In Deutschland denkt man heute in der kollektiven Erinnerung an das Turnier nur daran, dass den englischen Spielern im Halbfinale gegen Deutschland im Elfmeterschießen wie üblich die Nerven versagten oder an das Golden Goal von Oliver Bierhoff im Endspiel gegen Tschechien beim bislang letzten Titelgewinn. Fußball war noch Fußball, Politik Politik und Terror wurde meist anders bezeichnet. Niemand will auch heute vor einem Sportereignis über die inzwischen größere Gefahr sprechen – um das Unheil nicht herbeizureden. Sport und damit auch Fußball sind nicht nur potenzielle Terrorziele, sondern auch Teil der wirklichen Welt, das weiß man nicht erst seit Manchester.

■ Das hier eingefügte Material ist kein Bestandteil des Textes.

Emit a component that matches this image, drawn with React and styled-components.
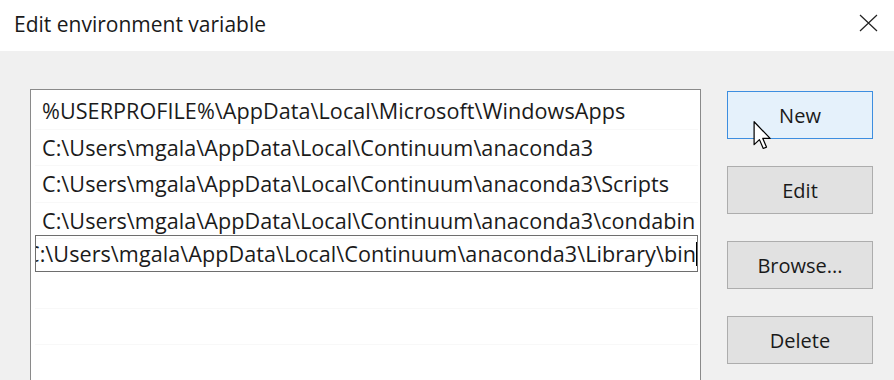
import styled, { createGlobalStyle } from "styled-components";

const Global = createGlobalStyle`
  html, body { margin: 0; padding: 0; background: #f0f0f0; }
  body { font-family: "Open Sans", "Noto Sans", sans-serif; color: #1b1b1b; }
`

const Window = styled.div`
  width: 894px;
  height: 380px;
  display: flex;
  flex-direction: column;
  overflow: hidden;
  position: relative;
`

const TitleBar = styled.div`
  height: 51px;
  background: #ffffff;
  display: flex;
  align-items: center;
  justify-content: space-between;
  padding: 0 16px 0 14px;
  flex-shrink: 0;
`

const Title = styled.div`
  font-size: 21px;
  color: #1a1a1a;
  margin-top: -3px;
`

const Close = styled.div`
  width: 20px;
  height: 20px;
  display: flex;
  align-items: center;
  justify-content: center;
  margin-top: -5px;
`

const Body = styled.div`
  flex: 1;
  background: #f0f0f0;
  display: flex;
  padding: 38px 0 0 30px;
`

const List = styled.div`
  width: 671px;
  height: 320px;
  background: #fff;
  border: 1px solid #8a8a8a;
  box-sizing: border-box;
  padding: 3px 2px 0 4px;
  display: flex;
  flex-direction: column;
`

const Row = styled.div`
  height: 36.5px;
  flex-shrink: 0;
  display: flex;
  align-items: center;
  padding-left: 7px;
  font-size: 21.6px;
  letter-spacing: 0.05px;
  white-space: nowrap;
  border-bottom: 1px solid #f8f8f8;
  box-sizing: border-box;
`

const EditRow = styled.div`
  height: 37px;
  flex-shrink: 0;
  margin-top: -4px;
  display: flex;
  align-items: center;
  border: 1px solid #6e6e6e;
  box-sizing: border-box;
  overflow: hidden;
  font-size: 21.6px;
  letter-spacing: 0.05px;
  white-space: nowrap;
  position: relative;
`

const EditText = styled.span`
  margin-left: -10px;
`

const Caret = styled.span`
  position: absolute;
  right: 0;
  top: 6px;
  width: 1px;
  height: 24px;
  background: #000;
`

const Buttons = styled.div`
  display: flex;
  flex-direction: column;
  gap: 27px;
  margin-left: 26px;
  padding-top: 2px;
`

const Button = styled.div`
  width: 146px;
  height: 48px;
  box-sizing: border-box;
  display: flex;
  align-items: center;
  justify-content: center;
  font-size: 20px;
  color: #1a1a1a;
  background: ${p => (p.active ? "#e5f1fb" : "#e1e1e1")};
  border: 1px solid ${p => (p.active ? "#3d8ee0" : "#adadad")};
  padding-top: 1px;
`

const Cursor = styled.svg`
  position: absolute;
  left: 753px;
  top: 121px;
`

const rows = [
  "%USERPROFILE%\\AppData\\Local\\Microsoft\\WindowsApps",
  "C:\\Users\\mgala\\AppData\\Local\\Continuum\\anaconda3",
  "C:\\Users\\mgala\\AppData\\Local\\Continuum\\anaconda3\\Scripts",
  "C:\\Users\\mgala\\AppData\\Local\\Continuum\\anaconda3\\condabin",
]

export default function App() {
  return (
    <>
      <Global />
      <Window>
        <TitleBar>
          <Title>Edit environment variable</Title>
          <Close>
            <svg width="19" height="18" viewBox="0 0 19 18">
              <path d="M1 1 L18 17 M18 1 L1 17" stroke="#222" strokeWidth="1.2" fill="none" />
            </svg>
          </Close>
        </TitleBar>
        <Body>
          <List>
            {rows.map(r => (
              <Row key={r}>{r}</Row>
            ))}
            <EditRow>
              <EditText>C:\Users\mgala\AppData\Local\Continuum\anaconda3\Library\bin</EditText>
              <Caret />
            </EditRow>
            <Row />
            <Row />
            <Row />
          </List>
          <Buttons>
            <Button active>New</Button>
            <Button>Edit</Button>
            <Button>Browse...</Button>
            <Button>Delete</Button>
          </Buttons>
        </Body>
        <Cursor width="19" height="29" viewBox="0 0 12 19">
          <path d="M0.5 0.5 L0.5 15.5 L4 12.2 L6.5 18 L8.6 17.1 L6.2 11.4 L11 11.4 Z" fill="#fff" stroke="#000" strokeWidth="0.8" strokeLinejoin="round" />
        </Cursor>
      </Window>
    </>
  )
}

Inzwischen sagt der deutsche Mannschaftskapitän Philipp Lahm politisch korrekte Worte zu den Menschenrechten in der Ukraine und der prominenten Gefangenen Julia Timoschenko, damals wäre niemand auf die Idee gekommen, Kapitän Jürgen Klinsmann nach seiner Meinung zum Nordirland-Konflikt zu befragen, nicht einmal allgemeine Aussagen über das Übel von Bombenattentaten wurden von einem Fußballer erwartet. Das ist mehr ein Unterschied zwischen den Zeiten als den jeweiligen Personen. Jetzt rechnet auch Philipp Lahm damit, dass die innenpolitischen Zustände in der Ukraine die EM überschatten.